De toute évidence, il n’est pas commode pour les Chinois d’affronter les Européens en Afrique. Mais ils ont su identifier le point faible des pays africains, qui sont leurs problèmes d’endettement extérieur et de liquidité, c’est pourquoi ils n’hésitent pas à accorder des prêts à des conditions préférentielles pour les Africains. De cette façon, ils augmentent leur influence en Afrique et supplantent lentement les Européens.

Quels effets, impacts et conséquences la relation sino-africaine a-t-elle eu sur l’économie mondiale et la géopolitique ?

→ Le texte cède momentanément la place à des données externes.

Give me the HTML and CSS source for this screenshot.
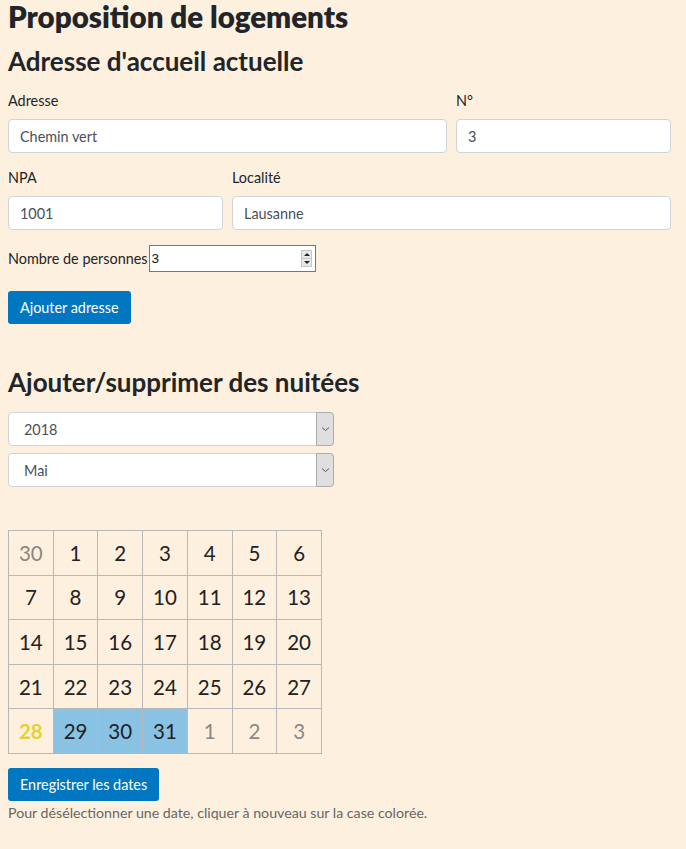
FILE: index.html
```html
<!DOCTYPE html>
<html lang="fr">
<head>
<meta charset="utf-8">
<title>Proposition de logements</title>
<link rel="stylesheet" href="styles.css">
</head>
<body>
<h1 class="title">Proposition de logements</h1>
<h2 class="section-title">Adresse d'accueil actuelle</h2>
<form class="address-form">
  <div class="row row-a">
    <div class="field">
      <label class="lbl">Adresse</label>
      <input class="ctl" type="text" value="Chemin vert">
    </div>
    <div class="field">
      <label class="lbl">N°</label>
      <input class="ctl" type="text" value="3">
    </div>
  </div>
  <div class="row row-b">
    <div class="field">
      <label class="lbl">NPA</label>
      <input class="ctl" type="text" value="1001">
    </div>
    <div class="field">
      <label class="lbl">Localité</label>
      <input class="ctl" type="text" value="Lausanne">
    </div>
  </div>
  <div class="persons">
    <span class="persons-lbl">Nombre de personnes</span>
    <span class="num">
      <span class="num-val">3</span>
      <span class="spin"><span class="spin-up"></span><span class="spin-dn"></span></span>
    </span>
  </div>
  <button type="button" class="btn">Ajouter adresse</button>
</form>

<h2 class="section-title nights">Ajouter/supprimer des nuitées</h2>
<div class="sel"><span class="sel-val">2018</span><span class="sel-arrow"><svg width="9" height="6" viewBox="0 0 9 6"><path d="M1 1.5 L4.5 4.5 L8 1.5" fill="none" stroke="#555" stroke-width="1"/></svg></span></div>
<div class="sel"><span class="sel-val">Mai</span><span class="sel-arrow"><svg width="9" height="6" viewBox="0 0 9 6"><path d="M1 1.5 L4.5 4.5 L8 1.5" fill="none" stroke="#555" stroke-width="1"/></svg></span></div>

<table class="cal">
  <tr><td class="other">30</td><td>1</td><td>2</td><td>3</td><td>4</td><td>5</td><td>6</td></tr>
  <tr><td>7</td><td>8</td><td>9</td><td>10</td><td>11</td><td>12</td><td>13</td></tr>
  <tr><td>14</td><td>15</td><td>16</td><td>17</td><td>18</td><td>19</td><td>20</td></tr>
  <tr><td>21</td><td>22</td><td>23</td><td>24</td><td>25</td><td>26</td><td>27</td></tr>
  <tr><td class="today">28</td><td class="picked">29</td><td class="picked">30</td><td class="picked">31</td><td class="other">1</td><td class="other">2</td><td class="other">3</td></tr>
</table>

<button type="button" class="btn btn-save">Enregistrer les dates</button>
<p class="help">Pour désélectionner une date, cliquer à nouveau sur la case colorée.</p>
</body>
</html>
```

FILE: styles.css
```css
html, body {
  background: #fef0de;
}
body {
  margin: 0;
  padding: 0 15px 0 8px;
  font-family: Lato, "Noto Sans", sans-serif;
  color: #212529;
  font-size: 14.4px;
}
.title {
  margin: 0;
  padding-top: 0;
  font-size: 29.5px;
  line-height: 34px;
  font-weight: 800;
}
.section-title {
  margin: 12px 0 0;
  font-size: 26px;
  line-height: 31px;
  font-weight: 700;
}
.address-form {
  margin-top: 14px;
}
.row {
  display: grid;
  gap: 9px;
}
.row-a { grid-template-columns: 439px 215px; }
.row-b { grid-template-columns: 215px 439px; margin-top: 15px; }
.field {
  display: flex;
  flex-direction: column;
}
.lbl {
  font-size: 14.4px;
  line-height: 20px;
  margin-bottom: 8px;
}
.ctl {
  box-sizing: border-box;
  height: 34px;
  border: 1px solid #ced4da;
  border-radius: 4px;
  background: #fff;
  padding: 0 11px;
  font-family: Lato, sans-serif;
  font-size: 14.4px;
  color: #495057;
  margin: 0;
}
.persons {
  display: flex;
  align-items: center;
  margin-top: 15px;
  height: 27px;
}
.persons-lbl {
  font-size: 14.4px;
  margin-right: 1px;
}
.num {
  box-sizing: border-box;
  width: 167px;
  height: 27px;
  border: 1px solid #767676;
  background: #fff;
  display: flex;
  align-items: center;
  justify-content: space-between;
  padding: 0 3px 0 2px;
}
.num-val {
  font-family: "Liberation Sans", Arial, sans-serif;
  font-size: 13.5px;
  color: #111;
}
.spin {
  display: flex;
  flex-direction: column;
  width: 11px;
  height: 17px;
  border: 1px solid #c6c6c6;
  background: #e8e8e8;
  box-sizing: border-box;
}
.spin-up, .spin-dn {
  flex: 1;
  position: relative;
}
.spin-up { border-bottom: 1px solid #c6c6c6; }
.spin-up::after, .spin-dn::after {
  content: "";
  position: absolute;
  left: 2px;
  border-left: 3px solid transparent;
  border-right: 3px solid transparent;
}
.spin-up::after { top: 2px; border-bottom: 3px solid #222; }
.spin-dn::after { top: 2px; border-top: 3px solid #222; }
.btn {
  display: block;
  margin-top: 19px;
  height: 33px;
  padding: 0 12px;
  border: 0;
  border-radius: 3px;
  background: #0077c0;
  color: #fff;
  font-family: Lato, sans-serif;
  font-size: 14.4px;
}
.nights {
  margin-top: 43px;
}
.sel {
  box-sizing: border-box;
  width: 326px;
  height: 34px;
  margin-top: 14px;
  border: 1px solid #ced4da;
  border-radius: 4px;
  background: #fff;
  display: flex;
  justify-content: space-between;
  align-items: stretch;
}
.sel + .sel { margin-top: 7px; }
.sel-val {
  padding-left: 15px;
  display: flex;
  align-items: center;
  font-size: 14.4px;
  color: #495057;
}
.sel-arrow {
  box-sizing: border-box;
  width: 18px;
  margin: -1px -1px -1px 0;
  background: #dfdfdf;
  border: 1px solid #acacac;
  border-radius: 0 4px 4px 0;
  display: flex;
  align-items: center;
  justify-content: center;
}
.cal {
  margin-top: 43px;
  border-collapse: collapse;
  width: 314px;
  table-layout: fixed;
}
.cal td {
  border: 1px solid #b8b8b8;
  height: 43.6px;
  padding: 0;
  text-align: center;
  font-size: 20.5px;
  color: #222;
}
.cal td.other { color: #888; }
.cal td.today { color: #e4d13a; font-weight: 700; }
.cal td.picked { background: #8ac2e4; }
.btn-save {
  margin-top: 14px;
}
.help {
  margin: 3px 0 0;
  font-size: 14.2px;
  color: #666;
}
```
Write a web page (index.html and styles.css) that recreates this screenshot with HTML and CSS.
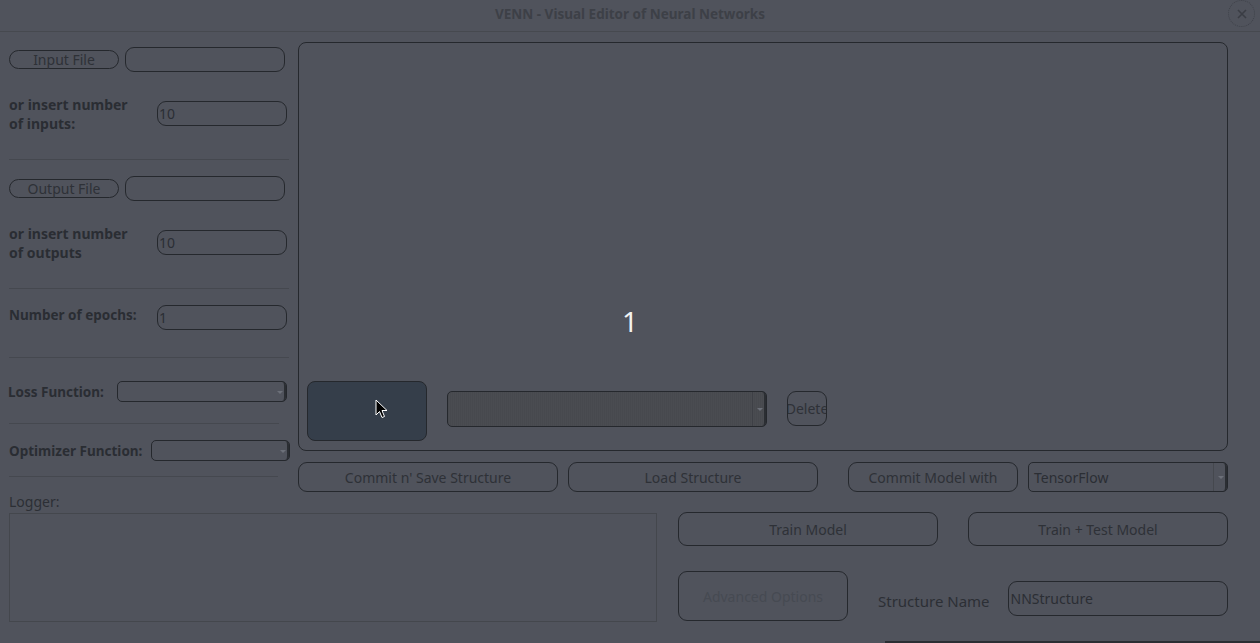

Compte tenu de la situation internationale actuelle, l’économie mondiale se dirige vers un nouveau différend économique, commercial et financier entre une partie occidentale et non occidentale. L’Afrique représente un allié stratégique des Chinois, qui cherchent à accroître leur présence sur le continent pour s’assurer ressources et soutien.

Quel est l’avenir de la relation sino-africaine ?

Jusqu’à présent, la Chine a été l’acteur qui a écrit les règles du jeu. Les Africains, clairement désavantagés, ont dû accepter les conditions des Chinois, et bien que certaines d’entre elles les favorisent, ils ont parfois les mains liées.

Cette situation devra être inversée pour les Africains, qui devront trouver un moyen de rendre leur relation avec les Chinois plus équitable et juste. La clé c’est : se renforcer à l’interne pour être compétitif à l’externe. Dépendre des autres n’est pas la solution, s’appuyer sur les autres l’est.